### Written task
Will you extract the entries word for word? Images should not appear in the copy.
* start Information given *
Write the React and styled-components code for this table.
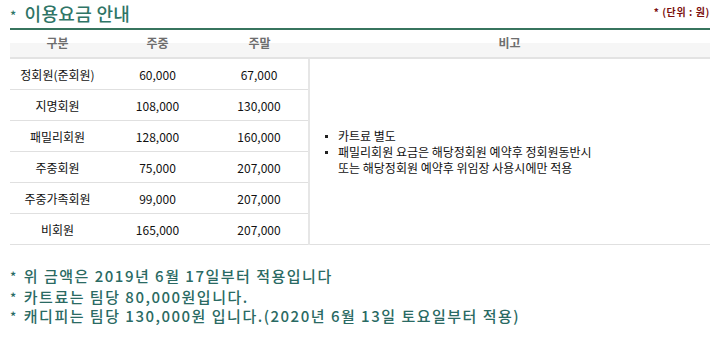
import React from 'react';
import styled, { createGlobalStyle } from 'styled-components';

const GlobalStyle = createGlobalStyle`
  body {
    margin: 0;
    background: #fff;
    font-family: "Noto Sans CJK KR", "Noto Sans", sans-serif;
  }
`;

const Page = styled.div`
  width: 700px;
  padding: 0 10px;
`;

const TitleBar = styled.div`
  display: flex;
  justify-content: space-between;
  align-items: flex-start;
  height: 28px;
  border-bottom: 2px solid #37745e;
`;

const Title = styled.h2`
  margin: 0;
  font-size: 18px;
  font-weight: 500;
  line-height: 27px;
  color: #2f7566;
  letter-spacing: 0.3px;
  span {
    font-size: 13px;
    vertical-align: 0;
    margin-right: 8px;
  }
`;

const Unit = styled.div`
  font-size: 10px;
  font-weight: 700;
  color: #7a0e0e;
  line-height: 12px;
  letter-spacing: 0.6px;
  margin-top: 6px;
`;

const Table = styled.table`
  width: 100%;
  border-collapse: collapse;
  table-layout: fixed;
  font-size: 12px;
  color: #111;
`;

const HeadCell = styled.th`
  height: 27px;
  padding: 0;
  font-size: 12px;
  font-weight: 700;
  color: #6e6e6e;
  background: linear-gradient(#fff 0, #fff 13px, #f6f6f6 13px);
  border-bottom: 2px solid #e3e3e3;
  text-align: center;
  vertical-align: top;
  line-height: 26px;
`;

const Cell = styled.td`
  height: 30px;
  padding: 0;
  text-align: center;
  border-bottom: 1px solid #e0e0e0;
`;

const NoteCell = styled.td`
  padding: 0 0 0 14px;
  border-left: 2px solid #e6e6e6;
  border-bottom: 1px solid #e0e0e0;
  vertical-align: middle;
`;

const NoteList = styled.ul`
  margin: 0;
  padding: 0;
  list-style: none;
  line-height: 16px;
  li {
    position: relative;
    padding-left: 14px;
  }
  li::before {
    content: '';
    position: absolute;
    left: 1px;
    top: 7px;
    width: 3px;
    height: 3px;
    background: #222;
  }
`;

const Footer = styled.div`
  margin-top: 21px;
  display: flex;
  flex-direction: column;
  gap: 0;
  font-size: 15px;
  font-weight: 500;
  line-height: 19px;
  color: #2a6a63;
  letter-spacing: 1.5px;
  p {
    margin: 0;
    height: 19px;
    overflow: hidden;
  }
  p:first-child {
    margin-bottom: 2px;
  }
  span {
    font-size: 13px;
    line-height: 0;
    margin-right: 6px;
  }
`;

const rows = [
  ['정회원(준회원)', '60,000', '67,000'],
  ['지명회원', '108,000', '130,000'],
  ['패밀리회원', '128,000', '160,000'],
  ['주중회원', '75,000', '207,000'],
  ['주중가족회원', '99,000', '207,000'],
  ['비회원', '165,000', '207,000'],
];

export default function App() {
  return (
    <Page>
      <GlobalStyle />
      <TitleBar>
        <Title>
          <span>*</span>이용요금 안내
        </Title>
        <Unit>* (단위 : 원)</Unit>
      </TitleBar>
      <Table>
        <colgroup>
          <col style={{ width: 95 }} />
          <col style={{ width: 105 }} />
          <col style={{ width: 99 }} />
          <col />
        </colgroup>
        <thead>
          <tr>
            <HeadCell>구분</HeadCell>
            <HeadCell>주중</HeadCell>
            <HeadCell>주말</HeadCell>
            <HeadCell>비고</HeadCell>
          </tr>
        </thead>
        <tbody>
          {rows.map((r, i) => (
            <tr key={r[0]}>
              <Cell>{r[0]}</Cell>
              <Cell>{r[1]}</Cell>
              <Cell>{r[2]}</Cell>
              {i === 0 && (
                <NoteCell rowSpan={rows.length}>
                  <NoteList>
                    <li>카트료 별도</li>
                    <li>
                      패밀리회원 요금은 해당정회원 예약후 정회원동반시
                      <br />
                      또는 해당정회원 예약후 위임장 사용시에만 적용
                    </li>
                  </NoteList>
                </NoteCell>
              )}
            </tr>
          ))}
        </tbody>
      </Table>
      <Footer>
        <p><span>*</span>위 금액은 2019년 6월 17일부터 적용입니다</p>
        <p><span>*</span>카트료는 팀당 80,000원입니다.</p>
        <p><span>*</span>캐디피는 팀당 130,000원 입니다.(2020년 6월 13일 토요일부터 적용)</p>
      </Footer>
    </Page>
  );
}
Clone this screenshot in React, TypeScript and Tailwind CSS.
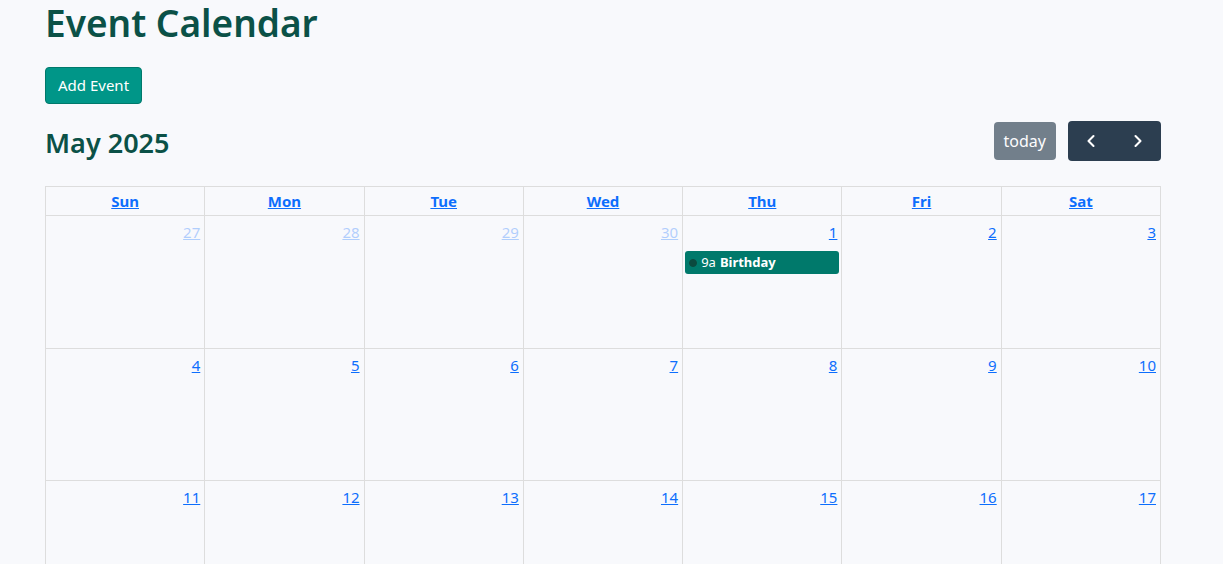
* end Information given *
### Expected answer
Write the React and styled-components code for this table.
import React from 'react';
import styled, { createGlobalStyle } from 'styled-components';

const GlobalStyle = createGlobalStyle`
  body {
    margin: 0;
    background: #fff;
    font-family: "Noto Sans CJK KR", "Noto Sans", sans-serif;
  }
`;

const Page = styled.div`
  width: 700px;
  padding: 0 10px;
`;

const TitleBar = styled.div`
  display: flex;
  justify-content: space-between;
  align-items: flex-start;
  height: 28px;
  border-bottom: 2px solid #37745e;
`;

const Title = styled.h2`
  margin: 0;
  font-size: 18px;
  font-weight: 500;
  line-height: 27px;
  color: #2f7566;
  letter-spacing: 0.3px;
  span {
    font-size: 13px;
    vertical-align: 0;
    margin-right: 8px;
  }
`;

const Unit = styled.div`
  font-size: 10px;
  font-weight: 700;
  color: #7a0e0e;
  line-height: 12px;
  letter-spacing: 0.6px;
  margin-top: 6px;
`;

const Table = styled.table`
  width: 100%;
  border-collapse: collapse;
  table-layout: fixed;
  font-size: 12px;
  color: #111;
`;

const HeadCell = styled.th`
  height: 27px;
  padding: 0;
  font-size: 12px;
  font-weight: 700;
  color: #6e6e6e;
  background: linear-gradient(#fff 0, #fff 13px, #f6f6f6 13px);
  border-bottom: 2px solid #e3e3e3;
  text-align: center;
  vertical-align: top;
  line-height: 26px;
`;

const Cell = styled.td`
  height: 30px;
  padding: 0;
  text-align: center;
  border-bottom: 1px solid #e0e0e0;
`;

const NoteCell = styled.td`
  padding: 0 0 0 14px;
  border-left: 2px solid #e6e6e6;
  border-bottom: 1px solid #e0e0e0;
  vertical-align: middle;
`;

const NoteList = styled.ul`
  margin: 0;
  padding: 0;
  list-style: none;
  line-height: 16px;
  li {
    position: relative;
    padding-left: 14px;
  }
  li::before {
    content: '';
    position: absolute;
    left: 1px;
    top: 7px;
    width: 3px;
    height: 3px;
    background: #222;
  }
`;

const Footer = styled.div`
  margin-top: 21px;
  display: flex;
  flex-direction: column;
  gap: 0;
  font-size: 15px;
  font-weight: 500;
  line-height: 19px;
  color: #2a6a63;
  letter-spacing: 1.5px;
  p {
    margin: 0;
    height: 19px;
    overflow: hidden;
  }
  p:first-child {
    margin-bottom: 2px;
  }
  span {
    font-size: 13px;
    line-height: 0;
    margin-right: 6px;
  }
`;

const rows = [
  ['정회원(준회원)', '60,000', '67,000'],
  ['지명회원', '108,000', '130,000'],
  ['패밀리회원', '128,000', '160,000'],
  ['주중회원', '75,000', '207,000'],
  ['주중가족회원', '99,000', '207,000'],
  ['비회원', '165,000', '207,000'],
];

export default function App() {
  return (
    <Page>
      <GlobalStyle />
      <TitleBar>
        <Title>
          <span>*</span>이용요금 안내
        </Title>
        <Unit>* (단위 : 원)</Unit>
      </TitleBar>
      <Table>
        <colgroup>
          <col style={{ width: 95 }} />
          <col style={{ width: 105 }} />
          <col style={{ width: 99 }} />
          <col />
        </colgroup>
        <thead>
          <tr>
            <HeadCell>구분</HeadCell>
            <HeadCell>주중</HeadCell>
            <HeadCell>주말</HeadCell>
            <HeadCell>비고</HeadCell>
          </tr>
        </thead>
        <tbody>
          {rows.map((r, i) => (
            <tr key={r[0]}>
              <Cell>{r[0]}</Cell>
              <Cell>{r[1]}</Cell>
              <Cell>{r[2]}</Cell>
              {i === 0 && (
                <NoteCell rowSpan={rows.length}>
                  <NoteList>
                    <li>카트료 별도</li>
                    <li>
                      패밀리회원 요금은 해당정회원 예약후 정회원동반시
                      <br />
                      또는 해당정회원 예약후 위임장 사용시에만 적용
                    </li>
                  </NoteList>
                </NoteCell>
              )}
            </tr>
          ))}
        </tbody>
      </Table>
      <Footer>
        <p><span>*</span>위 금액은 2019년 6월 17일부터 적용입니다</p>
        <p><span>*</span>카트료는 팀당 80,000원입니다.</p>
        <p><span>*</span>캐디피는 팀당 130,000원 입니다.(2020년 6월 13일 토요일부터 적용)</p>
      </Footer>
    </Page>
  );
}
Clone this screenshot in React, TypeScript and Tailwind CSS.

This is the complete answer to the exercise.